Dude, Where's My Car? (15, selected cinemas)

Crippled by tastefulnesss

Mark Steyn

Dude, Where's My Car? is the recently unearthed Bunuel masterpiece from the early Thirties. Ah, well, maybe not. The days dwindle down to a precious few, the ravages of time etch deeper on my face, and I cannot escape the nagging sense of self-doubt that comes when a grown man makes his living reviewing films called Dude, Where's My Car? Personally, I'd rather see the new movie in which a young woman misplaces her underwear on a naturist beach (Nude, Where's My Bra?), or the new version of Dickens's unfinished mystery relocated to a health club (Drood, Where's My Spa?) or even the new Iranian drama in which a deranged man finds himself talking to gushing oil wells (Crude, Where's My Shah?). But, granted that Dude, Where's My Car? is not aimed at people of my generation (anyone over 18), it is a colossal monster smash, and the least those of us in the critical fraternity can do is place the film in its proper scholarly context of other clueless-slacker buddy pies full of breast jokes.

And you know what? On those terms, Dude is something of a disappointment. It's sweet, modest and, for a gross-out comedy, crippled by tastefulness. The two principals are the usual slack-jawed stoners, Jesse (Ashton Kutcher) and Chester (Seann William Scott), roommates and pizza deliverers. One morning they wake up to find their refrigerator filled up with pudding. How did it get there? They don't know. In fact, they have no memory whatsoever of the evening before. But it must have been quite a night. It turns out they trashed the pad of their girlfriends Wanda and Wilma (twins). Even worse, their car is missing.

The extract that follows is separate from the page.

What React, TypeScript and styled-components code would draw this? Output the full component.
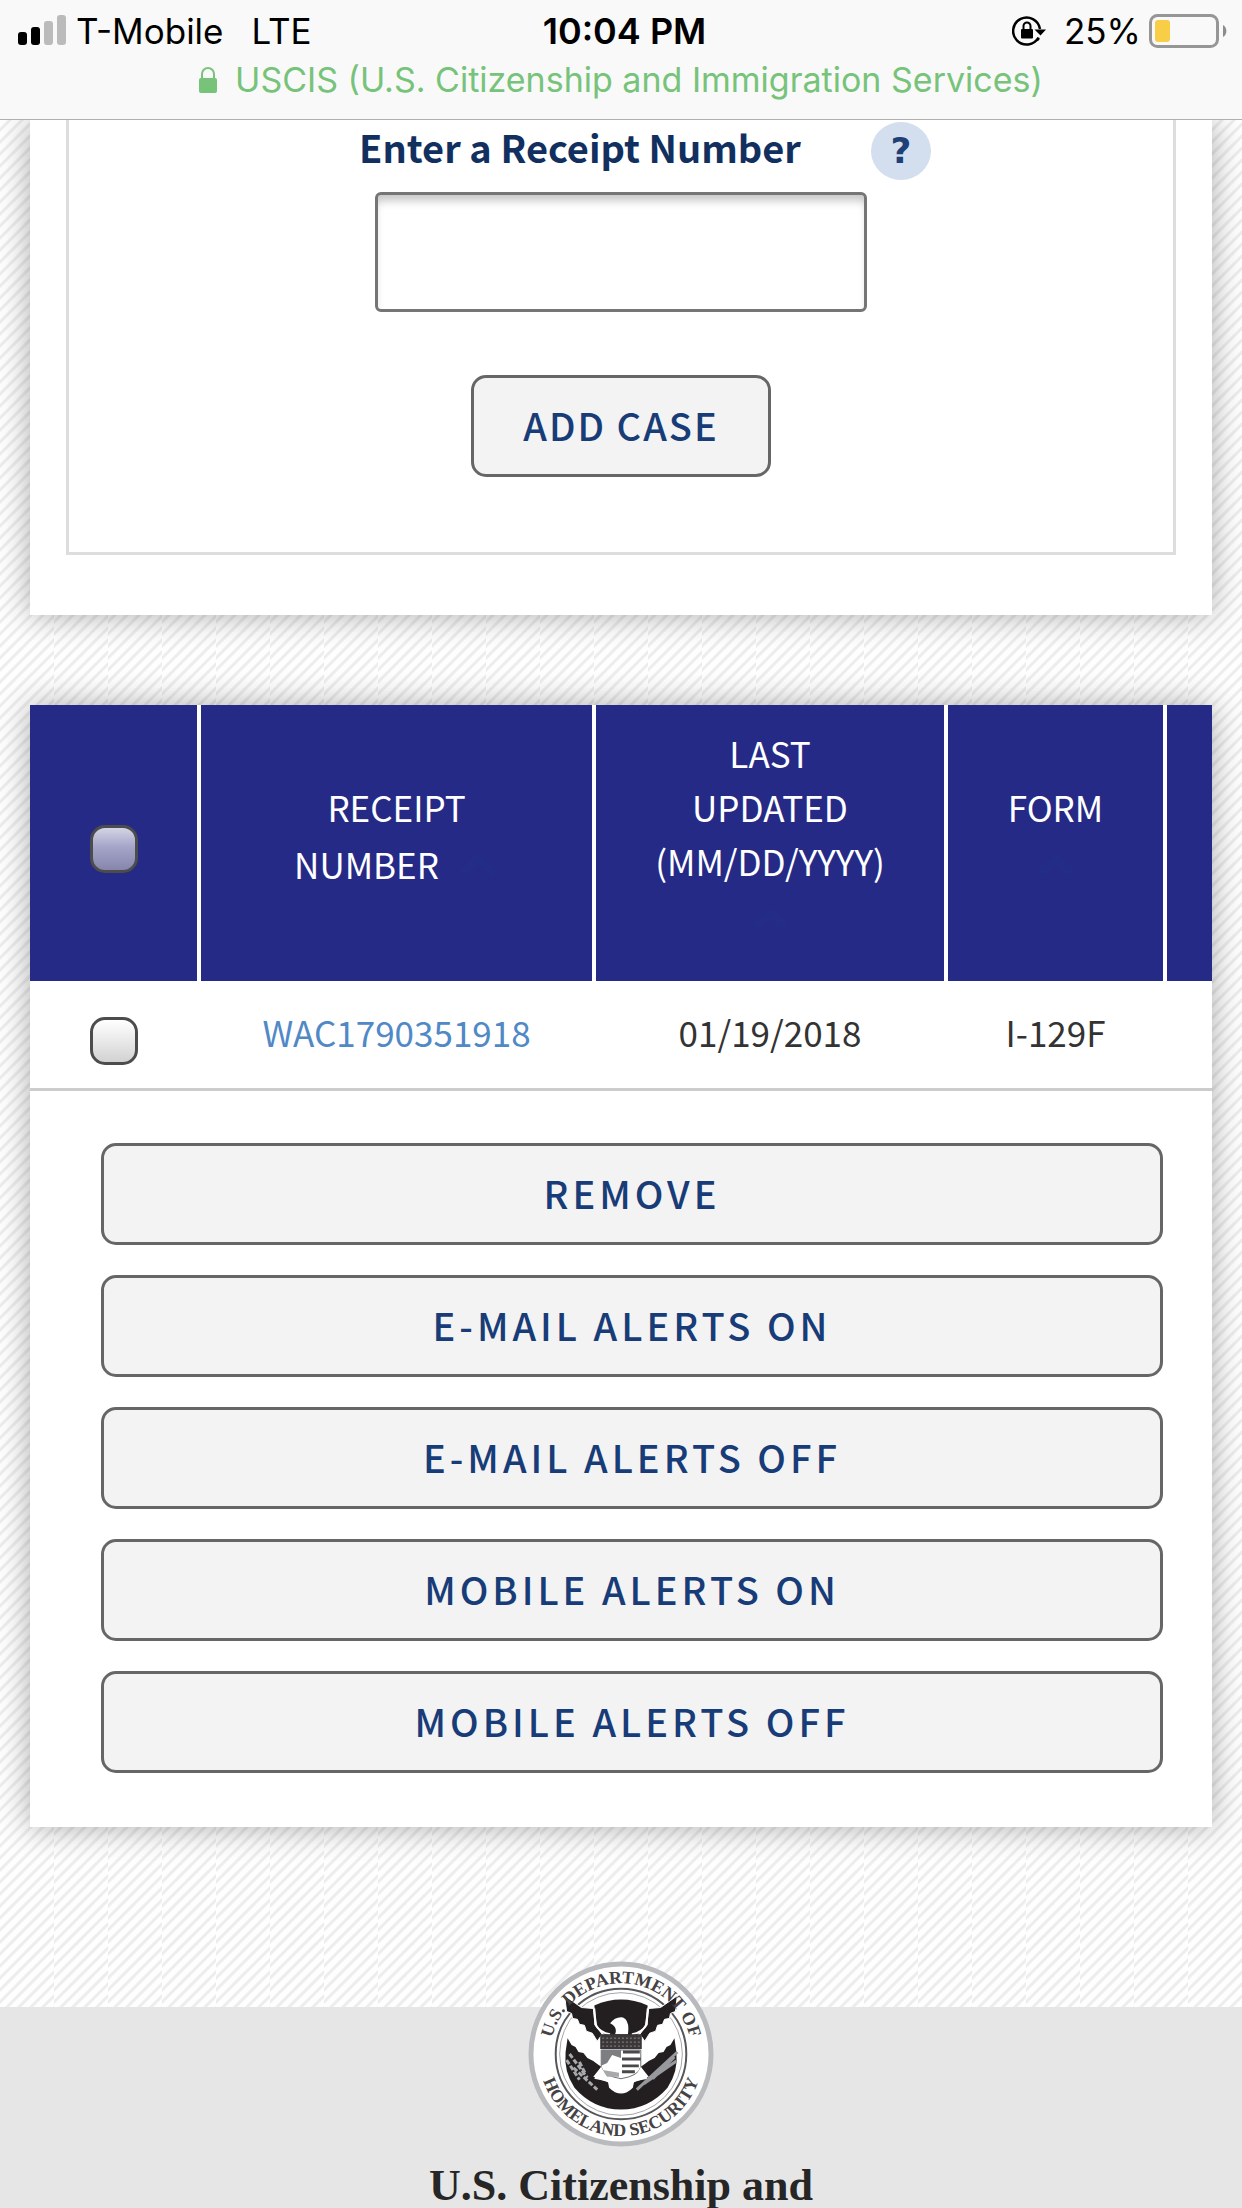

So the guys set out to piece together what happened, using important clues like matchbooks. Their quest takes them to a strip joint where an angry transsexual dancer is annoyed at them for reasons they don't fully understand, though it involves a missing suitcase containing $200,000. Before they know it, they're being chased by competing cults of alien obsessives in search of something called a 'continuum transfuctioner', a weapon so powerful it can destroy the cosmos. Should they go with the space geeks in the bubble-wrap jumpsuits? Or the space babes offering oral sex? To complicate matters further, there's a pair of Nordic Dudes.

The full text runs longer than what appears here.